* **Task description**: Restate the whole of the material. Keep every word, and drop the pictures.

* **Given information**:
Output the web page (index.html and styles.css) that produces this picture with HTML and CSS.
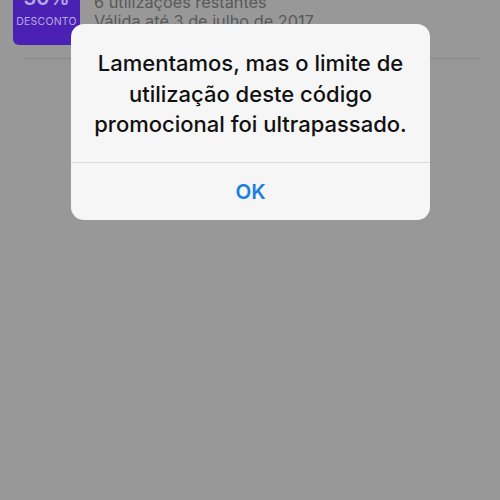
FILE: index.html
```html
<!DOCTYPE html>
<html>
<head>
  <title>Código promocional</title>
  <link rel="stylesheet" href="styles.css">
</head>
<body>
  <div class="screen">
    <div class="coupon">
      <div class="badge">
        <span class="badge-value">30%</span>
        <span class="badge-label">DESCONTO</span>
      </div>
      <div class="coupon-info">
        <p class="uses">6 utilizações restantes</p>
        <p class="valid">Válida até 3 de julho de 2017</p>
      </div>
    </div>
    <hr class="divider">
  </div>

  <div class="alert">
    <p class="alert-message">Lamentamos, mas o limite de utilização deste código promocional foi ultrapassado.</p>
    <button class="alert-button">OK</button>
  </div>
</body>
</html>
```

FILE: styles.css
```css
/* Ecrã escurecido por trás do alerta */
body {
  margin: 0;
  background-color: #989898;
  font-family: Inter, "Noto Sans", sans-serif;
}

.screen {
  height: 500px;
  overflow: hidden;
}

.coupon {
  display: flex;
  gap: 14px;
  margin-top: -18px;
  padding-left: 13px;
}

.badge {
  width: 67px;
  height: 63px;
  box-sizing: border-box;
  padding-bottom: 16px;
  background-color: #4b21b4;
  border-radius: 6px;
  display: flex;
  flex-direction: column;
  align-items: center;
  justify-content: flex-end;
  color: #b9a8e6;
}

.badge-value {
  font-size: 20px;
  font-weight: 600;
  line-height: 22px;
  margin-bottom: 6px;
}

.badge-label {
  font-size: 10.5px;
  letter-spacing: 0.2px;
  line-height: 14px;
}

.coupon-info p {
  margin: 0;
  color: #595959;
  font-size: 16.3px;
  line-height: 19px;
}

.coupon-info .uses {
  margin-top: 11px;
}

.divider {
  border: none;
  border-top: 1px solid #888;
  margin: 13px 20px 0 24px;
}

.alert {
  position: absolute;
  top: 24px;
  left: 71px;
  width: 359px;
  background-color: #f6f6f6;
  border-radius: 13px;
  overflow: hidden;
  text-align: center;
}

.alert-message {
  margin: 0;
  padding: 24px 14px 22px;
  font-size: 22px;
  font-weight: 500;
  line-height: 30.5px;
  color: #111;
}

.alert-button {
  display: block;
  width: 100%;
  height: 58px;
  border: none;
  border-top: 1px solid #dcdcdc;
  background: none;
  font-family: inherit;
  font-size: 20.5px;
  font-weight: 600;
  color: #1c7fe0;
}
```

* **Result of this exercise**:
Output the web page (index.html and styles.css) that produces this picture with HTML and CSS.
FILE: index.html
```html
<!DOCTYPE html>
<html>
<head>
  <title>Código promocional</title>
  <link rel="stylesheet" href="styles.css">
</head>
<body>
  <div class="screen">
    <div class="coupon">
      <div class="badge">
        <span class="badge-value">30%</span>
        <span class="badge-label">DESCONTO</span>
      </div>
      <div class="coupon-info">
        <p class="uses">6 utilizações restantes</p>
        <p class="valid">Válida até 3 de julho de 2017</p>
      </div>
    </div>
    <hr class="divider">
  </div>

  <div class="alert">
    <p class="alert-message">Lamentamos, mas o limite de utilização deste código promocional foi ultrapassado.</p>
    <button class="alert-button">OK</button>
  </div>
</body>
</html>
```

FILE: styles.css
```css
/* Ecrã escurecido por trás do alerta */
body {
  margin: 0;
  background-color: #989898;
  font-family: Inter, "Noto Sans", sans-serif;
}

.screen {
  height: 500px;
  overflow: hidden;
}

.coupon {
  display: flex;
  gap: 14px;
  margin-top: -18px;
  padding-left: 13px;
}

.badge {
  width: 67px;
  height: 63px;
  box-sizing: border-box;
  padding-bottom: 16px;
  background-color: #4b21b4;
  border-radius: 6px;
  display: flex;
  flex-direction: column;
  align-items: center;
  justify-content: flex-end;
  color: #b9a8e6;
}

.badge-value {
  font-size: 20px;
  font-weight: 600;
  line-height: 22px;
  margin-bottom: 6px;
}

.badge-label {
  font-size: 10.5px;
  letter-spacing: 0.2px;
  line-height: 14px;
}

.coupon-info p {
  margin: 0;
  color: #595959;
  font-size: 16.3px;
  line-height: 19px;
}

.coupon-info .uses {
  margin-top: 11px;
}

.divider {
  border: none;
  border-top: 1px solid #888;
  margin: 13px 20px 0 24px;
}

.alert {
  position: absolute;
  top: 24px;
  left: 71px;
  width: 359px;
  background-color: #f6f6f6;
  border-radius: 13px;
  overflow: hidden;
  text-align: center;
}

.alert-message {
  margin: 0;
  padding: 24px 14px 22px;
  font-size: 22px;
  font-weight: 500;
  line-height: 30.5px;
  color: #111;
}

.alert-button {
  display: block;
  width: 100%;
  height: 58px;
  border: none;
  border-top: 1px solid #dcdcdc;
  background: none;
  font-family: inherit;
  font-size: 20.5px;
  font-weight: 600;
  color: #1c7fe0;
}
```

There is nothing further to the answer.